The successors of the Western Roman economy reverted to barter as its monetary order collapsed, life expectancy dropped, and civilisation retreated. The Dark Ages were not as dark as Monty Python would have you believe, but they were materially poorer than what had come before, and the reason was simple: Once order is lost, everything else follows. What is clear is that the order Europeans now treat as a permanent condition is, in fact, eroding in places. Not catastrophically. The trains still run (although rarely on time), the salaries still arrive, the cash machines still dispense cash. But the assumptions that underwrite these mechanisms — that a judge will adjudicate impartially, that a passport office will follow its rules, that public money will not be quietly diverted to political clients, that the police will treat citizens identically regardless of which group they belong to — are under measurable strain.

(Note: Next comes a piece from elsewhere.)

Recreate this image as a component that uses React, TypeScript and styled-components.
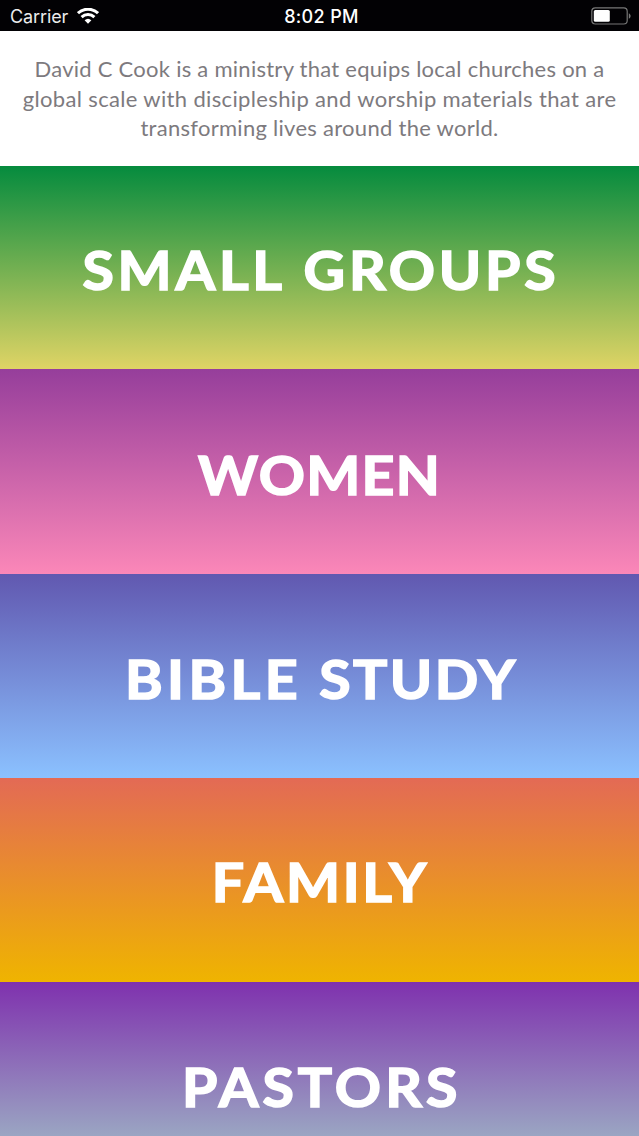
import React from "react";
import styled, { createGlobalStyle } from "styled-components";

const GlobalStyle = createGlobalStyle`
  * { box-sizing: border-box; }
  body { margin: 0; background: #fff; overflow: hidden; }
`;

const Screen = styled.div`
  width: 639px;
  height: 1136px;
  overflow: hidden;
  display: flex;
  flex-direction: column;
  background: #fff;
`;

const StatusBar = styled.header`
  flex: none;
  height: 31px;
  padding: 1px 8px 0 10px;
  display: grid;
  grid-template-columns: 1fr auto 1fr;
  align-items: center;
  background: #020104;
  color: #fff;
  font-family: Inter, sans-serif;
  font-size: 18px;
`;

const Carrier = styled.div`
  display: flex;
  align-items: center;
  gap: 9px;
  color: #ececec;
  letter-spacing: -0.1px;
`;

const Time = styled.div`
  padding-left: 2px;
  font-weight: 500;
  letter-spacing: 0.35px;
`;

const Battery = styled.div`
  display: flex;
  justify-content: flex-end;
`;

const Intro = styled.section`
  flex: none;
  height: 135px;
  padding-top: 23px;
  text-align: center;
  color: #7d7a7e;
  font-family: Lato, sans-serif;
  font-size: 22px;
  line-height: 29.5px;
`;

const Line = styled.div<{ $spacing: number }>`
  letter-spacing: ${(p) => p.$spacing}px;
  white-space: nowrap;
`;

const Banner = styled.section<{ $from: string; $to: string; $height: number; $drop: number }>`
  flex: none;
  height: ${(p) => p.$height}px;
  padding-top: ${(p) => p.$drop}px;
  display: flex;
  align-items: center;
  justify-content: center;
  background: linear-gradient(${(p) => p.$from}, ${(p) => p.$to});
`;

const Title = styled.h2<{ $spacing: number }>`
  margin: 0 ${(p) => -p.$spacing}px 0 0;
  color: #fff;
  font-family: Lato, sans-serif;
  font-weight: 700;
  font-size: 54px;
  line-height: 66px;
  letter-spacing: ${(p) => p.$spacing}px;
  white-space: nowrap;
  -webkit-text-stroke: 1.6px #fff;
  transform: scaleX(1.06);
`;

const Word = styled.span<{ $spacing: number }>`
  letter-spacing: ${(p) => p.$spacing}px;
`;

const intro = [
  { text: "David C Cook is a ministry that equips local churches on a", spacing: 0.26 },
  { text: "global scale with discipleship and worship materials that are", spacing: 0.35 },
  { text: "transforming lives around the world.", spacing: 0.28 },
];

const banners = [
  { words: [["SMALL", 3.5], ["GROUPS", 3.5]], from: "#058b3e", to: "#dfd465", height: 203, drop: 4, spacing: 3.7 },
  { words: [["WOMEN", 1.2]], from: "#963e9b", to: "#fb87b8", height: 205, drop: 6, spacing: 1.2 },
  { words: [["BIBLE", 4.2], ["STUDY", 2.3]], from: "#6158b0", to: "#8bc1ff", height: 204, drop: 6, spacing: 3 },
  { words: [["FAMILY", 2.5]], from: "#e36a55", to: "#efb400", height: 204, drop: 4, spacing: 2.5 },
  { words: [["PASTORS", 3.8]], from: "#7f31ae", to: "#a3cbc9", height: 204, drop: 5, spacing: 3.8 },
] as {
  words: [string, number][];
  from: string;
  to: string;
  height: number;
  drop: number;
  spacing: number;
}[];

export default function App() {
  return (
    <Screen>
      <GlobalStyle />
      <StatusBar>
        <Carrier>
          <span>Carrier</span>
          <svg width="22" height="16" viewBox="0 0 22 16" fill="none" stroke="#fff" strokeWidth="3">
            <path d="M1 5.2a14.5 14.5 0 0 1 20 0M4.6 9.2a9.2 9.2 0 0 1 12.8 0" />
            <path d="M7.6 12.3a5 5 0 0 1 6.8 0L11 15.8z" fill="#fff" stroke="none" />
          </svg>
        </Carrier>
        <Time>8:02 PM</Time>
        <Battery>
          <svg width="40" height="18" viewBox="0 0 40 18">
            <rect x="0.8" y="0.8" width="35.4" height="16.2" rx="3.5" fill="none" stroke="#777" strokeWidth="1.2" />
            <rect x="2.8" y="3" width="16" height="11.8" rx="1.5" fill="#fff" />
            <path d="M37.8 6.2c2.4 1 2.4 4.6 0 5.6z" fill="#777" />
          </svg>
        </Battery>
      </StatusBar>
      <Intro>
        {intro.map((l) => (
          <Line key={l.text} $spacing={l.spacing}>{l.text}</Line>
        ))}
      </Intro>
      {banners.map((b) => (
        <Banner key={b.from} $from={b.from} $to={b.to} $height={b.height} $drop={b.drop}>
          <Title $spacing={b.spacing}>
            {b.words.map(([word, spacing], i) => (
              <React.Fragment key={word}>
                {i > 0 && " "}
                <Word $spacing={spacing}>{word}</Word>
              </React.Fragment>
            ))}
          </Title>
        </Banner>
      ))}
    </Screen>
  );
}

The European political class treats this as a minor administrative concern when in fact it is the slow erosion of the very fundament on which our political and social order has been built.
There are many theories that try to explain the rise of Fascism, but I think one entirely neglected aspect is the self-depiction of the Hitlers and Mussolinis that they would replace chaos and anarchy with order and discipline. Especially at times of crisis this promise has widespread appeal, and if a sense of chaos grows, I am not sure if our societies are really more capable of resisting the authoritarian temptation than the Italians and Germans have been in the 1920s and 1930s.
The lesson of every previous collapse of order is that nobody saw it as collapse while it was happening. They saw inconvenience, irritation, the slow encroachment of corruption, the gradual replacement of impartial procedure by familial and tribal favour. Order does not announce its departure. It simply becomes harder, year by year, to walk up to the cash machine and draw out the money, because the assumptions on which that small miracle rests have quietly thinned away beneath it. Whether the present generation of European leaders is capable of recognising the pattern in time to act on it is the only political question that actually matters.